What can I eat to keep my immune system strong?
Vitamin A plays an important role in sustaining and protecting the immune system, vision, and communication between cells. It also supports cell growth and differentiation, playing a critical role in the normal formation and maintenance of the heart, lungs, kidneys, and other organs. There are two forms of vitamin A in the human diet: preformed vitamin A and provitamin A carotenoids. The main food sources of preformed vitamin A include dairy products, liver, fish, and fortified cereals, while the top sources of provitamin A include carrots, broccoli, cantaloupe, and squash. The recommended daily dose of vitamin A women over 50 is 700 mcg a day – but not more, so make sure you’re not doubling up on vitamin A in different supplements.

Selenium is an essential trace mineral that plays a role in many bodily functions including immunity and cognitive function. It is essential for healthy thyroid function, and may protect against cancer and cardiovascular disease. It can be found in some fish, brown rice, eggs, and Brazil nuts. The recommended daily selenium allowance for women over 50 is 55 mcg per day.

What can I do to minimize stress and depression?
Vitamin E can help minimize the symptoms of low estrogen that occurs during menopause. It is an antioxidant that helps fight cell-damaging free radicals in the body, and may also help reduce inflammation in the body. Vitamin E helps ease stress and can help reduce the risk of depression. You can get vitamin E in foods such as almonds, sunflower seeds, avocado, broccoli, spinach, and shellfish. You should aim for 15 mg daily, but people with eye damage, kidney, or heart problems, or cognitive decline such as Alzheimer’s should use it with caution.

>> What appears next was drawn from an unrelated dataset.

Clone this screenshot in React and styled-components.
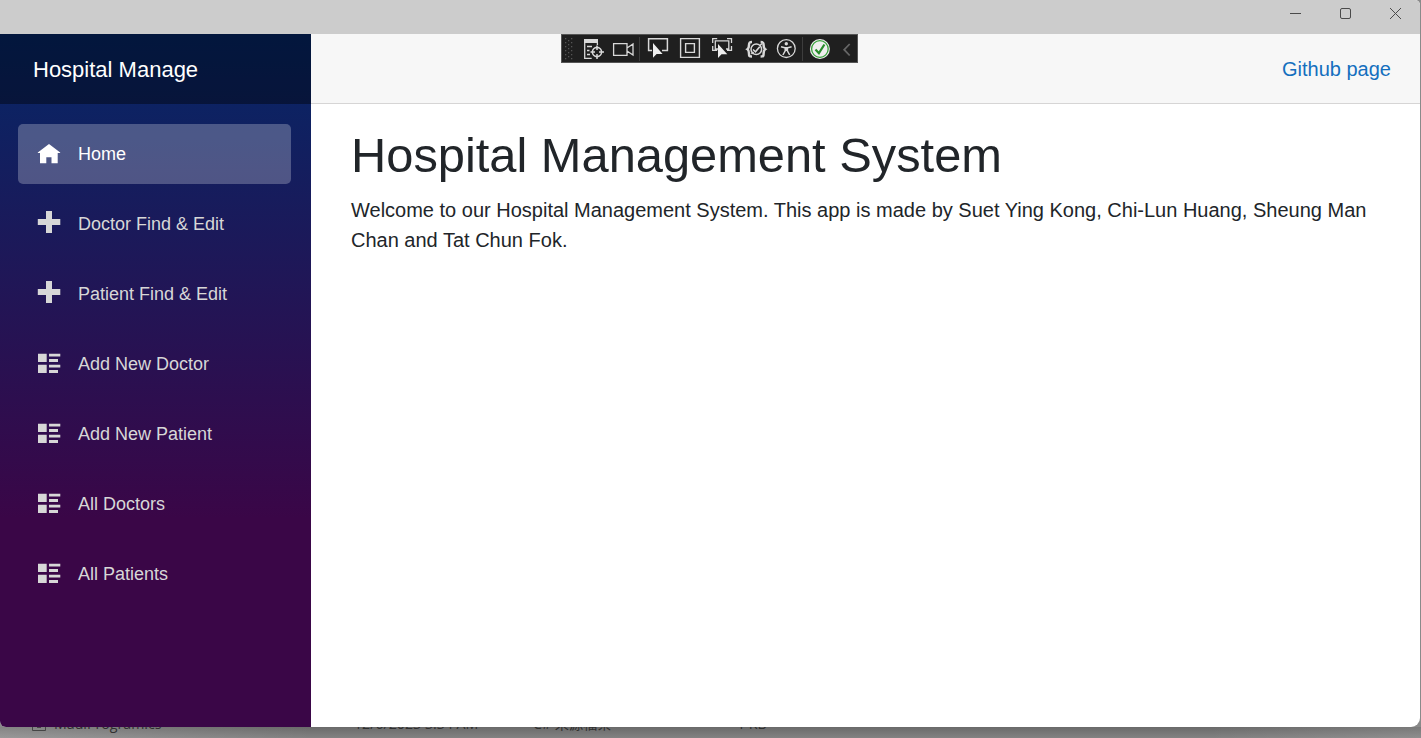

Can I take anything to improve my cholesterol profile?
Omega-3 fatty acids can help reduce low-density lipoprotein (LDL, often called “bad” cholesterol) in the blood, decreasing plaque buildup and blockages, and lowering the risk of stroke or heart disease (the leading killer of women). It may also help with menopausal symptoms such as hot flashes, night sweats, vaginal dryness, and joint pain. Omega-3 fatty acids are found mainly in oily fish, eggs, beans, tofu, some nuts (such as walnuts) and leafy vegetables (such as spinach). If you’re not getting enough omega-3s, you should consider a supplement unless you’re on blood thinners.

My stomach hasn’t been feeling great, is there something I can do to help my digestion?
Probiotics: Research is increasingly pointing to good gut health as foundational to good health overall. Microorganisms inside our gut are critical for many life functions including digestion. Changes to your gut flora can leave you susceptible to harmful bacteria. Taking antibiotics, for instance, can kill off both helpful and “bad” bacteria, leaving your body with an overgrowth of the “bad stuff” (for instance, a yeast infection). If you suffer from digestive issues including bloating or gas, or have taken antibiotics, consuming probiotics are a good way to re-colonize your gut with the bacteria you need to feel good. Live microbes can be found in some yogurts or probiotic supplements with at least 10 billion colony forming units (CFUs) and at least 5 different bacterial strains (look for the phrase “live active cultures”). You could also consider integrating fermented foods that contain naturally occurring probiotics into your diet. In addition to yogurt, this list includes kefir, sauerkraut, kimchi and pickles (look for words like “raw," “lacto-fermented” or “unpasteurized."

My hair has lost its shine and my nails are always breaking. What can I do?
Biotin! While biotin isn’t going to give you more energy, adding it to your diet when you are in menopause can strengthen your hair and nails (which are all impacted by hormonal changes in menopause) and help you feel more like yourself. For perimenopausal women, you should aim for 30 mcg of biotin daily.